* _Task brief_
How many lines in the records below contain the word "screenshot"? Answer with the number alone.

* _Task inputs_
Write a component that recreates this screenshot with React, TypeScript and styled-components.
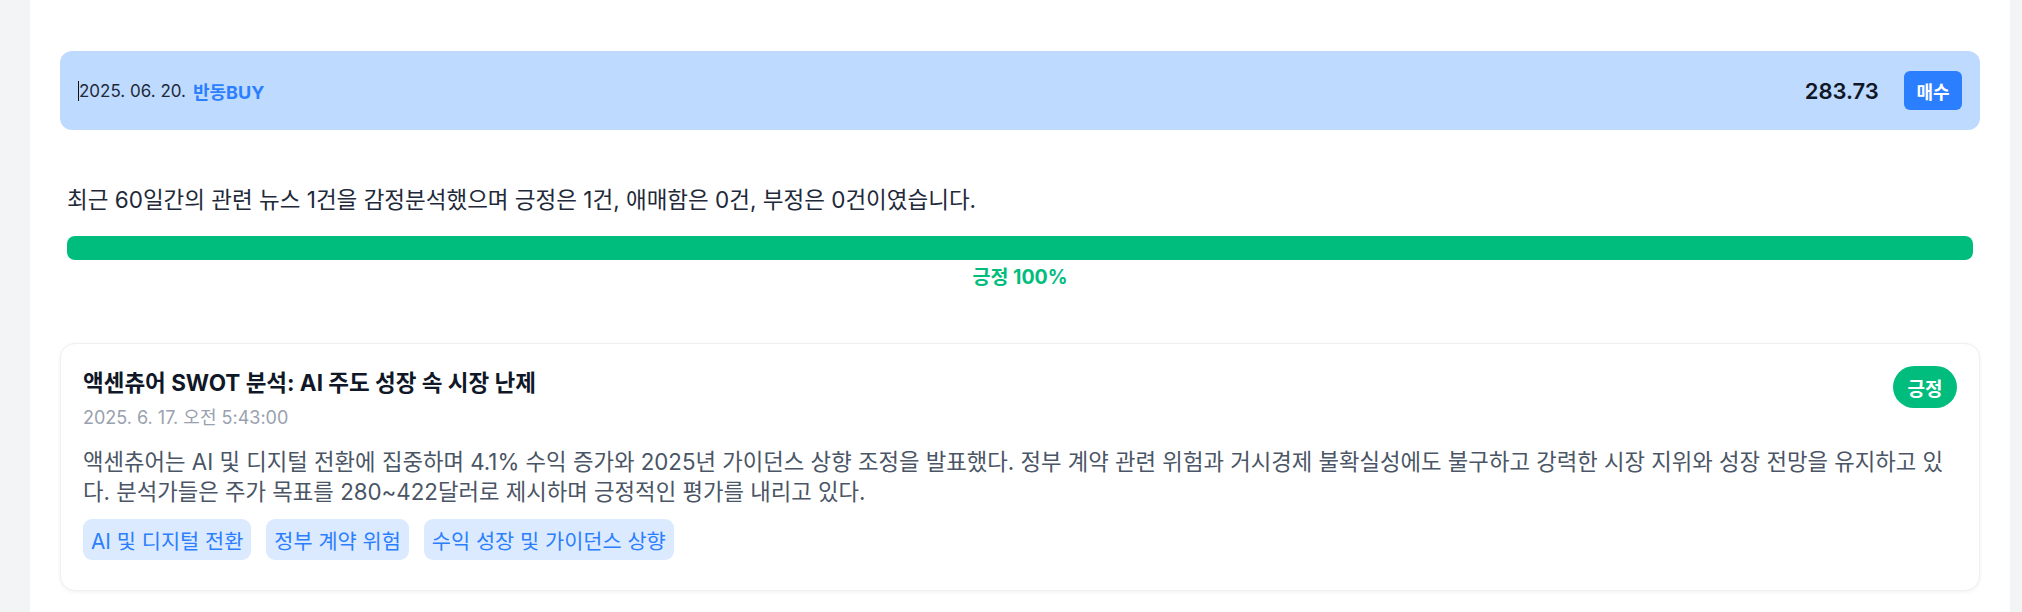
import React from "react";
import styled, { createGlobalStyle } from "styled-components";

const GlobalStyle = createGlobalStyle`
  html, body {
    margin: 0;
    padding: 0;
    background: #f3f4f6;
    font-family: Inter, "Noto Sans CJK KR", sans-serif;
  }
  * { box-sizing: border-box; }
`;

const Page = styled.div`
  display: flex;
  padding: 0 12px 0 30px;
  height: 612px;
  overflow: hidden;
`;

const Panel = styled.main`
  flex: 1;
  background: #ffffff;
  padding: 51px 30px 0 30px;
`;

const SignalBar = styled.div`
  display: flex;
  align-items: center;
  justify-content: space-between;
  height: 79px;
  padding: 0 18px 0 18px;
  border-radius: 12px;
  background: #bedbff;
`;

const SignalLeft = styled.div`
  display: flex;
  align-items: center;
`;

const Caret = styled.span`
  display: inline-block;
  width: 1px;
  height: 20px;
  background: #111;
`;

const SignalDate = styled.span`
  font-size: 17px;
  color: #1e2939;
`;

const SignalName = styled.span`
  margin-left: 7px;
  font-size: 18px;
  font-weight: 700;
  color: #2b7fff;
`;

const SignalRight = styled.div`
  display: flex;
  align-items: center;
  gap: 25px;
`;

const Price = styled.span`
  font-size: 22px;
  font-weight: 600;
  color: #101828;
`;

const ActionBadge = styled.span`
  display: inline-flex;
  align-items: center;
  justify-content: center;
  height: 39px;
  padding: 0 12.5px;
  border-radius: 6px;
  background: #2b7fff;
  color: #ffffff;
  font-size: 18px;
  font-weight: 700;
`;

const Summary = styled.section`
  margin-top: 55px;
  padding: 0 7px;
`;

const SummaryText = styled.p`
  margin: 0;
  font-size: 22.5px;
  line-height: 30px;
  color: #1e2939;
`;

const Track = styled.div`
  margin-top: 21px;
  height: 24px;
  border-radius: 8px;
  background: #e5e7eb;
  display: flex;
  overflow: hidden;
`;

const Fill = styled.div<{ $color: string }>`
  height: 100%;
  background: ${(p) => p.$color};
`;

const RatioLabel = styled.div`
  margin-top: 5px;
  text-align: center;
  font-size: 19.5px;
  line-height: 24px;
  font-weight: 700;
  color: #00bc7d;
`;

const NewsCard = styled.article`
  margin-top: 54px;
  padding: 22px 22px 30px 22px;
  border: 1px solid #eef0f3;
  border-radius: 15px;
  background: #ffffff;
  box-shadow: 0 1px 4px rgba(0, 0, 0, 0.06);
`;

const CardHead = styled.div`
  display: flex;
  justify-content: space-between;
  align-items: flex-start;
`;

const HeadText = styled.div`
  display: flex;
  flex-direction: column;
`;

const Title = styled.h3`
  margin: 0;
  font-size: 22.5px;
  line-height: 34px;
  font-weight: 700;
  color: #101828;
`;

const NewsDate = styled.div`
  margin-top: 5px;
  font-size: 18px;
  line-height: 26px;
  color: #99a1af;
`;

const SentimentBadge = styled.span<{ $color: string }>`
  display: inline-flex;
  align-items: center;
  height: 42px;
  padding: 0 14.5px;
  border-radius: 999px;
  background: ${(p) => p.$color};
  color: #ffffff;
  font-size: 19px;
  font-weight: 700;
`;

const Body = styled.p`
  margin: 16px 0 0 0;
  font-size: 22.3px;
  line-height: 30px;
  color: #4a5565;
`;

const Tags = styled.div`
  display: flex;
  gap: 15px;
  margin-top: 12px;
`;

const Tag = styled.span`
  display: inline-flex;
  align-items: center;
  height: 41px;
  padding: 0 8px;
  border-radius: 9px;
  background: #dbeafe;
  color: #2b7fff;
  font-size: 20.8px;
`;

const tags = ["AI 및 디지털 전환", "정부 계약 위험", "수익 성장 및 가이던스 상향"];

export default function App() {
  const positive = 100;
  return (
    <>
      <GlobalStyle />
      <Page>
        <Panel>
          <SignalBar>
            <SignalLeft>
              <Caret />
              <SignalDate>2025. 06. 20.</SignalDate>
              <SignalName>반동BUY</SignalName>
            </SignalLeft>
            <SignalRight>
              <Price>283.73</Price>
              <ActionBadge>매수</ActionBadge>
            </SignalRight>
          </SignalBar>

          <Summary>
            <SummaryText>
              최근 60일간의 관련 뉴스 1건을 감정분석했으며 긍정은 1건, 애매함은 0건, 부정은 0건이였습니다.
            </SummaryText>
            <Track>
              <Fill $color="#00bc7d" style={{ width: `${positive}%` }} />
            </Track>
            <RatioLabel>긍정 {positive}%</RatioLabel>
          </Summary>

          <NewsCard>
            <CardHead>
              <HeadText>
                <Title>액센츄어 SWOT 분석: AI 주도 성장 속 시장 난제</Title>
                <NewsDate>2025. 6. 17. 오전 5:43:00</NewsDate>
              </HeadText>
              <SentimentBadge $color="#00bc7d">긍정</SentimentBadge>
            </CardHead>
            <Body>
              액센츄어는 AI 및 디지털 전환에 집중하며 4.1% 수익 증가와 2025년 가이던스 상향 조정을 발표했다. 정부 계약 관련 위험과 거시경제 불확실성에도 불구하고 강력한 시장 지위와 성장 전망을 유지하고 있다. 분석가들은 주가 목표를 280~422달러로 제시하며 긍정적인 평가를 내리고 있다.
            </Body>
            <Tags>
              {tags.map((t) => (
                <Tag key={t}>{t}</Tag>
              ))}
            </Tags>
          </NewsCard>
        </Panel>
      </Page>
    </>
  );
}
---
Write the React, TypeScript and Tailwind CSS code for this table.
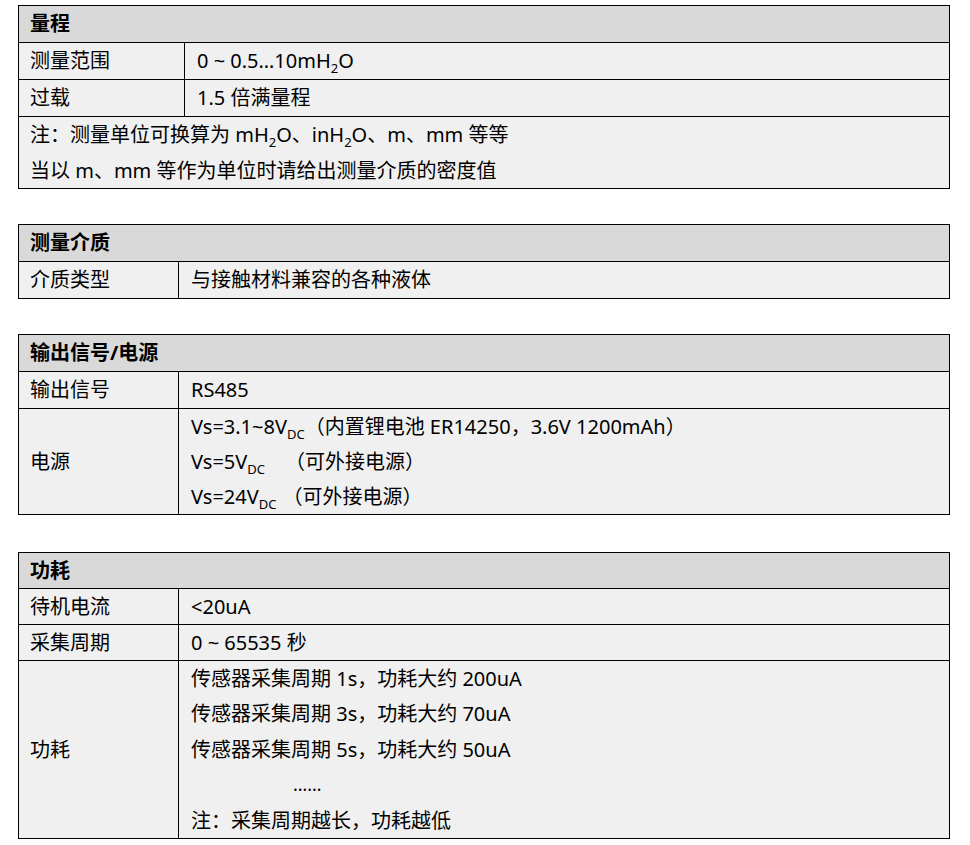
...
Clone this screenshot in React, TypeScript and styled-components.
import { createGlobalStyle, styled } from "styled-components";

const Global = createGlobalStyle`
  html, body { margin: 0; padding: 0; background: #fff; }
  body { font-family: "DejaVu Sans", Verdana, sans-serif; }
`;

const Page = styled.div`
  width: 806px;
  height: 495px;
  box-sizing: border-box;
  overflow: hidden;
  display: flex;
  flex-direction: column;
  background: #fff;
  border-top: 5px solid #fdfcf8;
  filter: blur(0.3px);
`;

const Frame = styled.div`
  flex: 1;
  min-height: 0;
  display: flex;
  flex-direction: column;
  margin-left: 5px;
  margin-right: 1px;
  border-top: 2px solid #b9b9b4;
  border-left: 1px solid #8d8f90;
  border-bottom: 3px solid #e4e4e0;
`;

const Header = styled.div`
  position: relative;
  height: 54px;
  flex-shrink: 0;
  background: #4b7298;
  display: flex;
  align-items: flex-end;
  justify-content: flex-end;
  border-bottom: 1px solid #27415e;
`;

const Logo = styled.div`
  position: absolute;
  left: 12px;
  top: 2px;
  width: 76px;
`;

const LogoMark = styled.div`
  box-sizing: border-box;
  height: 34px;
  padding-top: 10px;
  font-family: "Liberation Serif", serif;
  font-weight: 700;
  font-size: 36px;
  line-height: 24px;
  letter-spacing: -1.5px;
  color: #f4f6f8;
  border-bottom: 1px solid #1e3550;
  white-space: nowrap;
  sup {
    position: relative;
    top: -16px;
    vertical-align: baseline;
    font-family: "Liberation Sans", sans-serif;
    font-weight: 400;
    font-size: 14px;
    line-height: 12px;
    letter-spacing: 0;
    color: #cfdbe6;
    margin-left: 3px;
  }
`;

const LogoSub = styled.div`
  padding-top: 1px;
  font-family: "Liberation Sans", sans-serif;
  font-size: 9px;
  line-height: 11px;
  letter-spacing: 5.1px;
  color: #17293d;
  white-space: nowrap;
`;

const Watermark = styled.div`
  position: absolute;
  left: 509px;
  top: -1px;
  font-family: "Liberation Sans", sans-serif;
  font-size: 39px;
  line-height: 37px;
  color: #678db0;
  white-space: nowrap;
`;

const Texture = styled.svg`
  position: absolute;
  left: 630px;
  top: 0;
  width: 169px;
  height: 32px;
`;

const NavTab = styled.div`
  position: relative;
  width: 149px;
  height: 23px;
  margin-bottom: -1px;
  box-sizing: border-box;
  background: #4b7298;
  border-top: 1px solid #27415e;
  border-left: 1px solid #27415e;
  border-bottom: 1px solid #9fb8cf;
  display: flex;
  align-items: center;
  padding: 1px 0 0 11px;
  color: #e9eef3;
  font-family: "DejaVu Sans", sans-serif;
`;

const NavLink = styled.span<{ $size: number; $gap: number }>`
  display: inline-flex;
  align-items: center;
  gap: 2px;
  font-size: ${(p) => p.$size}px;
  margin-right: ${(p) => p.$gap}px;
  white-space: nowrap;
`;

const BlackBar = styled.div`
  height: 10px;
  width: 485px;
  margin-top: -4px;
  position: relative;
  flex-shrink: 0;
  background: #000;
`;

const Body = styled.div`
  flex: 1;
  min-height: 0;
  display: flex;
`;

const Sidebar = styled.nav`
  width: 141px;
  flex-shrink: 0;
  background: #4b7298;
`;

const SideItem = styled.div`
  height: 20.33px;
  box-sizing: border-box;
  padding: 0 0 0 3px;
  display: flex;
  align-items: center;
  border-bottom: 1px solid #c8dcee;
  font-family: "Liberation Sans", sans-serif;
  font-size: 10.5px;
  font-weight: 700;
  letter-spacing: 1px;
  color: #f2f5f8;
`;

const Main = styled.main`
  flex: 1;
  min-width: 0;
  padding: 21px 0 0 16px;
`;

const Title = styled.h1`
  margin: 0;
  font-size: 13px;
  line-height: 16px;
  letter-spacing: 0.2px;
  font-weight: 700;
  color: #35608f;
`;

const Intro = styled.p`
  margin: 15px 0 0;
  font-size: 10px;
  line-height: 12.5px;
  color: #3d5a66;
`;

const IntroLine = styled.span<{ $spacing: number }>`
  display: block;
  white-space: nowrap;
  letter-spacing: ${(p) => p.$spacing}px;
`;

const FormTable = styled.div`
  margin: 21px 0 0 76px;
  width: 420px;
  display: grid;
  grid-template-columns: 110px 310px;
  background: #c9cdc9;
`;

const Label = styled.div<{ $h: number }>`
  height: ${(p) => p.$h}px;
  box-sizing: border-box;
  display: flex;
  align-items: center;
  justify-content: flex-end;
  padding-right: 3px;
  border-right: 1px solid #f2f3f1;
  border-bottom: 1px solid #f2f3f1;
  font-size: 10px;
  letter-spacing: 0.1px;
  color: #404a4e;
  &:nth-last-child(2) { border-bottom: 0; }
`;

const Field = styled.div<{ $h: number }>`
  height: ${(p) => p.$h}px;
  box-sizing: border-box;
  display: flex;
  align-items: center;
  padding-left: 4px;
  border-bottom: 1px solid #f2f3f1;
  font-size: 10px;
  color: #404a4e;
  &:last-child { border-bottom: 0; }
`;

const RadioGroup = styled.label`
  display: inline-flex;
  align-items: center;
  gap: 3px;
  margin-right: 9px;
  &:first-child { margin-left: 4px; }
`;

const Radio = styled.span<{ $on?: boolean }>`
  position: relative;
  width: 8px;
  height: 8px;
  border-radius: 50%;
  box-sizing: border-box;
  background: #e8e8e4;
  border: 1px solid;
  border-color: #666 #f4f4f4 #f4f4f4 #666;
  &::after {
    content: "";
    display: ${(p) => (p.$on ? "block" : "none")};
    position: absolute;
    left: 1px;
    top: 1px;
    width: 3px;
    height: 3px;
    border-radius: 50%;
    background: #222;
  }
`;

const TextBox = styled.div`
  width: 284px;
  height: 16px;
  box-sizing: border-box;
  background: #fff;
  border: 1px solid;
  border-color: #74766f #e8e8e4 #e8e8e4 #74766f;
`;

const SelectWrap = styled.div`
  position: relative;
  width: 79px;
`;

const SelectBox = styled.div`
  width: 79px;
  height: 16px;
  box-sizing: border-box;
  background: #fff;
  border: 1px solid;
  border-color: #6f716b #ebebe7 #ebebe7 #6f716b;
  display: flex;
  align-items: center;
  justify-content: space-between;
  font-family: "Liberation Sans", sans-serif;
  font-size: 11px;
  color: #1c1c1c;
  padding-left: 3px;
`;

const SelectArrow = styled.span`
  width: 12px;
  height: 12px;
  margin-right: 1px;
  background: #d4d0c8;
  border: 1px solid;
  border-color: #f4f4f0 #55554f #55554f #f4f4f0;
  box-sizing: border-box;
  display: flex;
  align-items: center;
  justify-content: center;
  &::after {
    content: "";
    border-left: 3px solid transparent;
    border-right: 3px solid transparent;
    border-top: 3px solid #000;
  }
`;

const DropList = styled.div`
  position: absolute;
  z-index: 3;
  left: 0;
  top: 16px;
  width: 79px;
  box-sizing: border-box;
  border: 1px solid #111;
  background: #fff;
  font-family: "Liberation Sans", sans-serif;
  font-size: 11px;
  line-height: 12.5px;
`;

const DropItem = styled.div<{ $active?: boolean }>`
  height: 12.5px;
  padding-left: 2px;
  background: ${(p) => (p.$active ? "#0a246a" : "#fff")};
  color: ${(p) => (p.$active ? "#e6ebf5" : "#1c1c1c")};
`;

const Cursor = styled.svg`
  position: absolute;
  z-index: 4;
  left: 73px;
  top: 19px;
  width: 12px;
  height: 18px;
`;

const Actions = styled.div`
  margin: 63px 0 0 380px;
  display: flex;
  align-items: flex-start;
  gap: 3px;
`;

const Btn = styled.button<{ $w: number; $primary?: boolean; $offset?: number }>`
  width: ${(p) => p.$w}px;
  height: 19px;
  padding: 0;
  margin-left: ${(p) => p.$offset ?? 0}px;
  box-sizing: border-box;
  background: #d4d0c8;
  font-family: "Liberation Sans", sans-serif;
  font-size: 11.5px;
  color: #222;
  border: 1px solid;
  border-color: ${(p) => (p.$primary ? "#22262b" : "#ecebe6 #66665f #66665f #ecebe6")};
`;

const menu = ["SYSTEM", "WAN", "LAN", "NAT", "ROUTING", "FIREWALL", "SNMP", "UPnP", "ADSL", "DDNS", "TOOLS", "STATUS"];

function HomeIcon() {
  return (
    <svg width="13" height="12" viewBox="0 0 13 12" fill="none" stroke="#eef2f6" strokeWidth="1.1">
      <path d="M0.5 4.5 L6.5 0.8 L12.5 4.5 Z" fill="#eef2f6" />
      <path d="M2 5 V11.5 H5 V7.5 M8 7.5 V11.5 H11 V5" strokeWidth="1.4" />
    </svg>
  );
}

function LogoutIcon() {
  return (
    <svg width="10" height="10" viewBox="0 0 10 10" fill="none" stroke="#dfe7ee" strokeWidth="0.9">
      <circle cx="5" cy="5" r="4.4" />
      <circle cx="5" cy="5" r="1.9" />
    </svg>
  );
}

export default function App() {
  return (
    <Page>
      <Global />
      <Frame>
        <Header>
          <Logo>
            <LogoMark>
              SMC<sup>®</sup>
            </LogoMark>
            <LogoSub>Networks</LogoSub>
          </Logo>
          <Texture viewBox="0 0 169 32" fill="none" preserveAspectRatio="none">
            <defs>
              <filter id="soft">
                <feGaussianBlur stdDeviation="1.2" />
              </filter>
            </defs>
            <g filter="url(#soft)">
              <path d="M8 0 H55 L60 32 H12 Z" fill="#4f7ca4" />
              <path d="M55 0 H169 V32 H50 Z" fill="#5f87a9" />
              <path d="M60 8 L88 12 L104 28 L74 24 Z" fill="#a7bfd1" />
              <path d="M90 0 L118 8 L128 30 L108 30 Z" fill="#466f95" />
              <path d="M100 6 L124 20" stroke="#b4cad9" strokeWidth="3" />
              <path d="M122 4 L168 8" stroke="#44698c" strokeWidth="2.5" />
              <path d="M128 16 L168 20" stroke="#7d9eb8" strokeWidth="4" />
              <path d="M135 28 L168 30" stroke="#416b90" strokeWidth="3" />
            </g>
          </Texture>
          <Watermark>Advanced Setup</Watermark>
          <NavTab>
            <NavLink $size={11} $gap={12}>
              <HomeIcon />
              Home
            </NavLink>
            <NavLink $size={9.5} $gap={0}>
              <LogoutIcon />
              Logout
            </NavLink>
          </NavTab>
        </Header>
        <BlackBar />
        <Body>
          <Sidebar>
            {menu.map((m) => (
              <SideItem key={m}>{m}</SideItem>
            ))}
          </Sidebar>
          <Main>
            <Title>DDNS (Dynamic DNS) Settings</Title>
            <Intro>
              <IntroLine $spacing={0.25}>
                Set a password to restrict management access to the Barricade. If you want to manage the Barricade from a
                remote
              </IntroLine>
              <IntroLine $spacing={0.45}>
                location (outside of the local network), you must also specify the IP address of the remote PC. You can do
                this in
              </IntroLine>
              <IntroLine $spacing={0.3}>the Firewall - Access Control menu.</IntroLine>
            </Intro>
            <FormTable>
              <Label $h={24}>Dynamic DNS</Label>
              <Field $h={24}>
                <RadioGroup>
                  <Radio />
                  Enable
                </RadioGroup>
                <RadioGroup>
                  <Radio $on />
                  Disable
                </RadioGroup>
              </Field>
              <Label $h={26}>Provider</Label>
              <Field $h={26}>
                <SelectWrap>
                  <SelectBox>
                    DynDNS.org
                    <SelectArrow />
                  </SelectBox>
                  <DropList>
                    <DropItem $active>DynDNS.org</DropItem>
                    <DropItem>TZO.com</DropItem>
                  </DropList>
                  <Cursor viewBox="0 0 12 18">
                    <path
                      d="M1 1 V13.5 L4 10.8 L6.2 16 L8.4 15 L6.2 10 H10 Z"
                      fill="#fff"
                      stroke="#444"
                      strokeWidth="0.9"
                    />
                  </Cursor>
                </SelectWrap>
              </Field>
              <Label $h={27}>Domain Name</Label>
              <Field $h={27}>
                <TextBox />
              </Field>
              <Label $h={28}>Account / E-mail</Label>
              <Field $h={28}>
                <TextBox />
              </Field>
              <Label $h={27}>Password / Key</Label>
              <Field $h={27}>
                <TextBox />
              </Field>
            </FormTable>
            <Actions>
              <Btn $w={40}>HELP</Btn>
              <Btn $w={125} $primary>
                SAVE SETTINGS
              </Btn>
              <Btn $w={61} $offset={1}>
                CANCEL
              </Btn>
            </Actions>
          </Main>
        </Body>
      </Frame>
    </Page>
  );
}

* _Task answer_
2